Os seis meses do governo do presidente Jair Bolsonaro na educação produziram mudanças cujos efeitos devem ser sentidos por muitos anos, mais precisamente no orçamento do setor, na atuação dos professores e na autonomia das universidades federais. Com o repetido argumento de que é necessário “eliminar o viés ideológico” na Esplanada dos Ministérios, o governo tem promovido uma guinada conservadora nas salas de aula, inclusive estimulando os alunos a denunciarem professores que falarem de política, sexualidade ou outros temas que o governo considera “de esquerda” ou “comunistas”.

A presença, no Ministério da Educação, de seguidores do guru Olavo de Carvalho, principal inspiração de Bolsonaro, transformou um dos mais importantes e tradicionais órgãos do país em um ring de disputas de poder. O ministro Ricardo Vélez Rodríguez, após sucessivos desgastes, foi demitido por Bolsonaro três meses após assumir o cargo.

Rodríguez foi substituído por Abraham Weintraub, até então secretário executivo da Casa Civil da Presidência.
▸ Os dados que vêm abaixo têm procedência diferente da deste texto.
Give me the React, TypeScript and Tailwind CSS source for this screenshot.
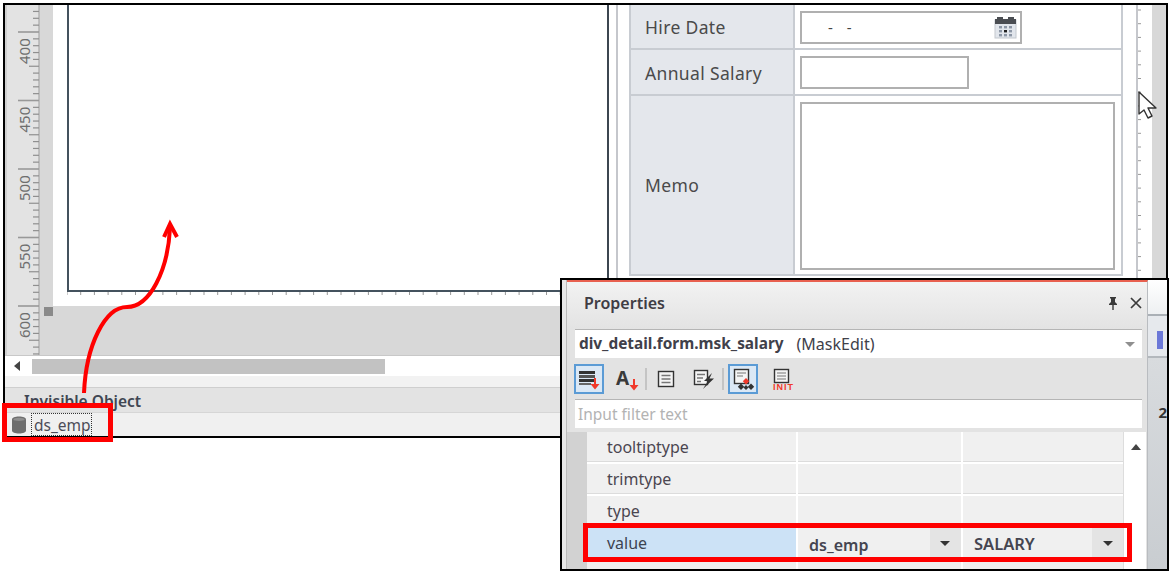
import React from "react";

function VRuler() {
  const ticks: React.ReactNode[] = [];
  for (let i = -3; i < 48; i++) {
    const y = 32 + i * 6.85;
    const major = i % 10 === 0;
    const mid = !major && i % 5 === 0;
    const x1 = major ? 13 : mid ? 24 : 28;
    ticks.push(<line key={i} x1={x1} x2={34} y1={y - 5} y2={y - 5} stroke={major ? "#999" : "#8f8f8f"} strokeWidth={major ? 1.6 : 1.2} />);
  }
  const labels = [400, 450, 500, 550, 600];
  return (
    <svg width="48" height="350" className="block shrink-0">
      <rect x="0" y="0" width="34" height="350" fill="#e3e3e3" />
      <rect x="34" y="0" width="14" height="350" fill="#d8d8d8" />
      <line x1="34" x2="34" y1="0" y2="350" stroke="#a8a8a8" strokeWidth="1.2" />
      <line x1="1" x2="1" y1="0" y2="350" stroke="#bdbdbd" />
      {ticks}
      {labels.map((l, i) => {
        const y = 59 + i * 68.5;
        return (
          <text key={l} x={24.5} y={y} transform={`rotate(-90 24.5 ${y})`} fontSize="15" fill="#6f6f6f" fontFamily="Noto Sans, sans-serif">
            {l}
          </text>
        );
      })}
    </svg>
  );
}

function Calendar() {
  return (
    <svg width="23" height="23" viewBox="0 0 23 23">
      <rect x="1" y="4" width="21" height="18" fill="#e2e6ec" stroke="#c3c8ce" />
      <rect x="1" y="3" width="21" height="5" fill="#4a4d52" />
      <rect x="3" y="1" width="6" height="3" fill="#4a4d52" />
      <rect x="14" y="1" width="6" height="3" fill="#4a4d52" />
      {[5, 10, 15].map((x) =>
        [10, 14, 18].map((y) => (
          <rect key={`${x}-${y}`} x={x} y={y} width="3" height="2.4" fill={x === 10 && y === 14 ? "#222" : "#8d97a6"} />
        ))
      )}
    </svg>
  );
}

function Cursor() {
  return (
    <svg width="22" height="30" viewBox="0 0 22 30" className="absolute left-[1137px] top-[90px]">
      <path d="M2 2 L2 24 L7 20 L11 28 L15 26 L11 18 L19 18 Z" fill="#fff" stroke="#333" strokeWidth="1.4" strokeLinejoin="round" />
    </svg>
  );
}

function RedDown({ x, y }: { x: number; y: number }) {
  return <path d={`M${x - 1} ${y} h2 v6 h3.5 l-4.5 5.5 l-4.5 -5.5 h3.5 z`} fill="#f0392b" />;
}

function Toolbar() {
  return (
    <div className="flex items-center h-[33px] ml-[7px] mt-[4px]">
      <div className="w-[30px] h-[30px] border-2 border-[#5b9bd5] bg-[#dbe8f5] flex items-center justify-center">
        <svg width="26" height="26" viewBox="0 0 26 26">
          <rect x="3" y="5" width="16" height="3" fill="#333" />
          <rect x="3" y="9" width="16" height="3" fill="#555" />
          <rect x="3" y="13" width="16" height="3" fill="#333" />
          <rect x="3" y="17" width="12" height="2" fill="#666" />
          <RedDown x={19} y={12} />
        </svg>
      </div>
      <svg width="28" height="28" viewBox="0 0 28 28" className="ml-[11px]">
        <text x="1" y="20" fontSize="19" fontWeight="700" fill="#3a3a3a" fontFamily="Noto Sans, sans-serif">A</text>
        <RedDown x={19} y={14} />
      </svg>
      <div className="w-[2px] h-[22px] bg-[#c4c4c4] ml-[2px]" />
      <svg width="20" height="20" viewBox="0 0 20 20" className="ml-[9px]">
        <rect x="2.5" y="2.5" width="15" height="15" fill="#f4f4f4" stroke="#333" strokeWidth="1.4" />
        <path d="M5.5 6.5h9M5.5 10h9M5.5 13.5h9" stroke="#777" strokeWidth="1.3" />
      </svg>
      <svg width="22" height="22" viewBox="0 0 22 22" className="ml-[17px]">
        <rect x="1.5" y="2.5" width="13" height="14" fill="#f4f4f4" stroke="#333" strokeWidth="1.4" />
        <path d="M4 6.5h8M4 10h6M4 13.5h4" stroke="#777" strokeWidth="1.3" />
        <path d="M19 5 L11 13 H15 L10 21 L21 10.5 H16.5 Z" fill="#333" />
      </svg>
      <div className="w-[2px] h-[22px] bg-[#c4c4c4] ml-[7px]" />
      <div className="w-[30px] h-[30px] border-2 border-[#5b9bd5] bg-[#dbe8f5] flex items-center justify-center ml-[4px]">
        <svg width="26" height="26" viewBox="0 0 26 26">
          <rect x="4.5" y="3.5" width="14" height="14" fill="#f4f4f4" stroke="#333" strokeWidth="1.4" />
          <path d="M7 7h9M7 10h6" stroke="#777" strokeWidth="1.2" />
          <path d="M16 12l3.2 3.2-3.2 3.2-3.2-3.2z" fill="#f0392b" />
          <path d="M11 17.5l3.2 3.2-3.2 3.2-3.2-3.2zM21 17.5l3.2 3.2-3.2 3.2-3.2-3.2zM16 19l2.5 2.5-2.5 2.5-2.5-2.5z" fill="#333" />
        </svg>
      </div>
      <svg width="24" height="24" viewBox="0 0 24 24" className="ml-[13px]">
        <rect x="3.5" y="2.5" width="14" height="13" fill="#f4f4f4" stroke="#333" strokeWidth="1.4" />
        <path d="M6 6h9M6 9h9M6 12h9" stroke="#777" strokeWidth="1.2" />
        <text x="2" y="23" fontSize="9" fontWeight="700" fill="#f0392b" textLength="20" fontFamily="Liberation Sans, sans-serif">INIT</text>
      </svg>
    </div>
  );
}

function Caret({ color = "#333" }: { color?: string }) {
  return <div className="w-0 h-0 border-l-[5px] border-r-[5px] border-t-[5px] border-l-transparent border-r-transparent" style={{ borderTopColor: color }} />;
}

function PropRow({ name }: { name: string }) {
  return (
    <div className="flex h-[30px] gap-[2px]">
      <div className="w-[209px] bg-[#f0f0f0] border-b border-[#dcdcdc] pl-[20px] pt-[1px] flex items-center text-[16px] text-[#4b4650]">{name}</div>
      <div className="w-[163px] bg-[#f0f0f0] border-b border-[#dcdcdc]" />
      <div className="flex-1 bg-[#f0f0f0] border-b border-[#dcdcdc]" />
    </div>
  );
}

function ValCell({ text, w, size }: { text: string; w: string; size: string }) {
  return (
    <div className={`${w} bg-[#f0f0f0] flex items-stretch`}>
      <div className={`flex-1 pl-[11px] flex items-center ${size} font-semibold text-[#454550] pt-[3px]`}>{text}</div>
      <div className="w-[31px] bg-[#e4e4e4] flex items-center justify-center"><Caret /></div>
    </div>
  );
}

function Properties() {
  return (
    <div className="absolute left-[560px] top-[278px] w-[609px] h-[293px] border-2 border-black bg-[#c9cdd1] flex">
      <div className="w-[5px] bg-[#e8e8e8] border-r border-[#bbbbbb]" />
      <div className="w-[584px] bg-[#e3e3e3] border-t-2 border-[#e8604f] border-r border-r-[#b9bcc0] flex flex-col">
        <div className="h-[47px] bg-gradient-to-b from-[#f2f2f2] to-[#e3e3e3] flex items-center justify-between pl-[17px] pr-[9px] pb-[6px]">
          <span className="text-[16px] font-semibold text-[#3f3d44] leading-none">Properties</span>
          <div className="flex items-center gap-[9px] mr-[-5px]">
            <svg width="14" height="14" viewBox="0 0 14 14">
              <path d="M4 1h6v1l-1 1v3l2 2v1H3V8l2-2V3L4 2zM6.3 9h1.4v5H6.3z" fill="#3a3a3a" />
            </svg>
            <svg width="14" height="14" viewBox="0 0 14 14">
              <path d="M2 2l10 10M12 2L2 12" stroke="#3a3a3a" strokeWidth="1.7" />
            </svg>
          </div>
        </div>
        <div className="ml-[8px] mr-[5px] h-[29px] bg-white border-t border-[#b5b5b5] flex items-center pl-[4px] pr-[7px] text-[#40404a]">
          <span className="font-bold text-[15.4px]">div_detail.form.msk_salary</span>
          <span className="ml-[13px] text-[16px]">(MaskEdit)</span>
          <div className="ml-auto"><Caret color="#8f8f8f" /></div>
        </div>
        <Toolbar />
        <div className="ml-[8px] mr-[5px] mt-[4px] h-[29px] bg-white border-t border-[#b5b5b5] flex items-center pl-[3px] pt-[1px] text-[15.5px] text-[#b3b3b3]">Input filter text</div>
        <div className="flex flex-1 mt-[4px] overflow-hidden">
          <div className="w-[20px] bg-[#d2d2d2]" />
          <div className="flex-1 bg-white flex flex-col gap-[2px]">
            <PropRow name="tooltiptype" />
            <PropRow name="trimtype" />
            <PropRow name="type" />
            <div className="flex h-[30px] gap-[2px]">
              <div className="w-[209px] bg-[#cce2f6] pl-[20px] flex items-center text-[16px] text-[#3d4450]">value</div>
              <ValCell text="ds_emp" w="w-[163px]" size="text-[16px]" />
              <ValCell text="SALARY" w="flex-1" size="text-[16.5px]" />
            </div>
            <div className="flex flex-1 gap-[2px]">
              <div className="w-[209px] bg-[#f0f0f0]" />
              <div className="w-[163px] bg-[#f0f0f0]" />
              <div className="flex-1 bg-[#f0f0f0]" />
            </div>
          </div>
          <div className="w-[23px] bg-white pt-[12px] pl-[1px] flex justify-center shrink-0 border-l border-[#dddddd] mr-[1px]">
            <div className="w-0 h-0 border-l-[5px] border-r-[5px] border-b-[6px] border-l-transparent border-r-transparent border-b-[#444]" />
          </div>
        </div>
      </div>
      <div className="flex-1 flex flex-col">
        <div className="h-[36px] bg-gradient-to-b from-[#ffffff] to-[#eef0f2] border-b-2 border-[#aab0b6]" />
        <div className="h-[42px] bg-[#e6e9ed] border-b-2 border-[#b3b8bd] pt-[15px]">
          <div className="ml-[9px] w-[6px] h-[18px] bg-[#6b78d8]" />
        </div>
        <div className="flex-1 bg-gradient-to-b from-[#d8dbde] to-[#c9cdd1] pl-[10px] pt-[47px] text-[15px] font-bold text-[#333] leading-none overflow-hidden">2</div>
      </div>
    </div>
  );
}

function LeftPane() {
  const ticks = Array.from({ length: 40 }, (_, i) => i * 13.7);
  return (
    <div className="w-[602px] shrink-0 flex flex-col">
      <div className="flex h-[350px]">
        <VRuler />
        <div className="flex-1 flex flex-col">
          <div className="h-[301px] bg-white pl-[14px]">
            <div className="h-[287px] border-l-2 border-b-2 border-[#44525e]" />
            <svg width="540" height="4" className="block">
              {ticks.map((t) => (
                <line key={t} x1={t} x2={t} y1="0" y2="3" stroke="#999" />
              ))}
            </svg>
          </div>
          <div className="flex-1 bg-[#d8d8d8]" />
        </div>
      </div>
      <div className="h-[22px] bg-white border-t border-[#c8c8c8] flex items-center pl-[5px]">
        <div className="w-[14px] flex justify-center">
          <div className="w-0 h-0 border-t-[5px] border-b-[5px] border-r-[6px] border-t-transparent border-b-transparent border-r-[#444]" />
        </div>
        <div className="ml-[8px] w-[353px] h-[15px] bg-[#c2c2c2]" />
      </div>
      <div className="h-[11px] bg-[#f2f2f2]" />
      <div className="h-[25px] bg-[#e3e3e3] border-t border-[#cfcfcf] pl-[19px] pt-[3px] flex items-center text-[15.5px] font-semibold text-[#3f4652]">Invisible Object</div>
      <div className="flex-1 bg-[#f0f0f0] border-t border-[#d6d6d6] flex items-center pl-[7px]">
        <svg width="14" height="18" viewBox="0 0 14 18" className="shrink-0">
          <path d="M0 3.5C0 1.5 3 0.5 7 0.5S14 1.5 14 3.5V14.5C14 16.5 11 17.5 7 17.5S0 16.5 0 14.5Z" fill="#6e6e6e" />
          <ellipse cx="7" cy="3.4" rx="5.6" ry="1.7" fill="#8f8f8f" />
        </svg>
        <div className="ml-[5px] h-[23px] w-[61px] border border-dotted border-[#333] flex items-center pl-[2px] pt-[2px] text-[15.5px] text-[#4c4c58]">ds_emp</div>
      </div>
    </div>
  );
}

function FormRow({ label, h, pt, children }: { label: string; h: string; pt: string; children: React.ReactNode }) {
  return (
    <div className={`flex ${h} border-b-2 border-[#c8ccd2]`}>
      <div className={`w-[164px] bg-[#e4e7ec] border-r-2 border-[#c8ccd2] pl-[14px] ${pt} flex items-center text-[17.5px] tracking-[0.35px] text-[#4a4a4a]`}>{label}</div>
      <div className="flex-1 bg-white pl-[5px]">{children}</div>
    </div>
  );
}

function RightPane() {
  return (
    <div className="flex-1 flex bg-white border-l-2 border-[#3c4650]">
      <div className="w-[7px]" />
      <div className="w-[2px] bg-[#c5c7cc]" />
      <div className="w-[11px]" />
      <div className="w-[494px] h-[271px] border-l-2 border-r-2 border-[#c8ccd2]">
        <FormRow label="Hire Date" h="h-[45px]" pt="pt-[2px]">
          <div className="mt-[6px] w-[222px] h-[33px] border-2 border-[#b0b0b0] flex items-center justify-between pl-[26px] pr-[3px] text-[#444]">
            <span className="text-[15px] tracking-[5px]">- -</span>
            <Calendar />
          </div>
        </FormRow>
        <FormRow label="Annual Salary" h="h-[46px]" pt="pt-[2px]">
          <div className="mt-[6px] w-[169px] h-[33px] border-2 border-[#b0b0b0]" />
        </FormRow>
        <FormRow label="Memo" h="h-[180px]" pt="pt-0">
          <div className="mt-[6px] w-[315px] h-[168px] border-2 border-[#b0b0b0]" />
        </FormRow>
      </div>
      <div className="w-[13px]" />
      <svg width="16" height="431" className="block shrink-0 border-l-2 border-[#c5c7cc]">
        {Array.from({ length: 30 }, (_, i) => (
          <line key={i} x1="0" x2="3" y1={5 + i * 13.7} y2={5 + i * 13.7} stroke="#999" />
        ))}
      </svg>
      <div className="flex-1 bg-[#d8d8d8]" />
    </div>
  );
}

export default function App() {
  return (
    <div className="relative w-[1171px] h-[572px] bg-white overflow-hidden [font-family:'Noto_Sans',sans-serif]">
      <div className="ml-[3px] mt-[3px] w-[1165px] h-[435px] border-2 border-black flex relative">
        <LeftPane />
        <RightPane />
      </div>
      <div className="absolute left-[44px] top-[307px] w-[9px] h-[9px] bg-[#8a8a8a]" />
      <Cursor />
      <Properties />
      <div className="absolute left-[2px] top-[403px] w-[111px] h-[39px] border-[5px] border-[#ff0000]" />
      <div className="absolute left-[583px] top-[523px] w-[549px] h-[39px] border-[5px] border-[#ff0000]" />
      <svg width="1171" height="572" className="absolute left-0 top-0 pointer-events-none">
        <path d="M84 393 C 86 345, 105 307, 127 307 C 150 307, 168 270, 170 228" fill="none" stroke="#ff0000" strokeWidth="4" />
        <path d="M164 237 L170 224 L177 237" fill="none" stroke="#ff0000" strokeWidth="4" />
      </svg>
    </div>
  );
}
O que se vê desde então é uma radicalização conservadora ainda maior, com direito à utilização do orçamento para intimidar as universidades federais.

No fim de abril, Weintraub anunciou um corte de 30% nos orçamentos da Universidade de Brasília (UnB), da Universidade Federal Fluminense (UFF) e da Universidade Federal da Bahia (UFBA), acusadas por ele de fazerem “balbúrdia”. Dias depois, estendeu o corte para todas as universidades federais.

Nesse contexto, o ministro também pediu para denunciar os professores que estimularem os alunos a participarem de manifestações.

Enquanto isso, a educação brasileira vive um momento de paralisia e de incertezas sobre o futuro (R.C e J.V).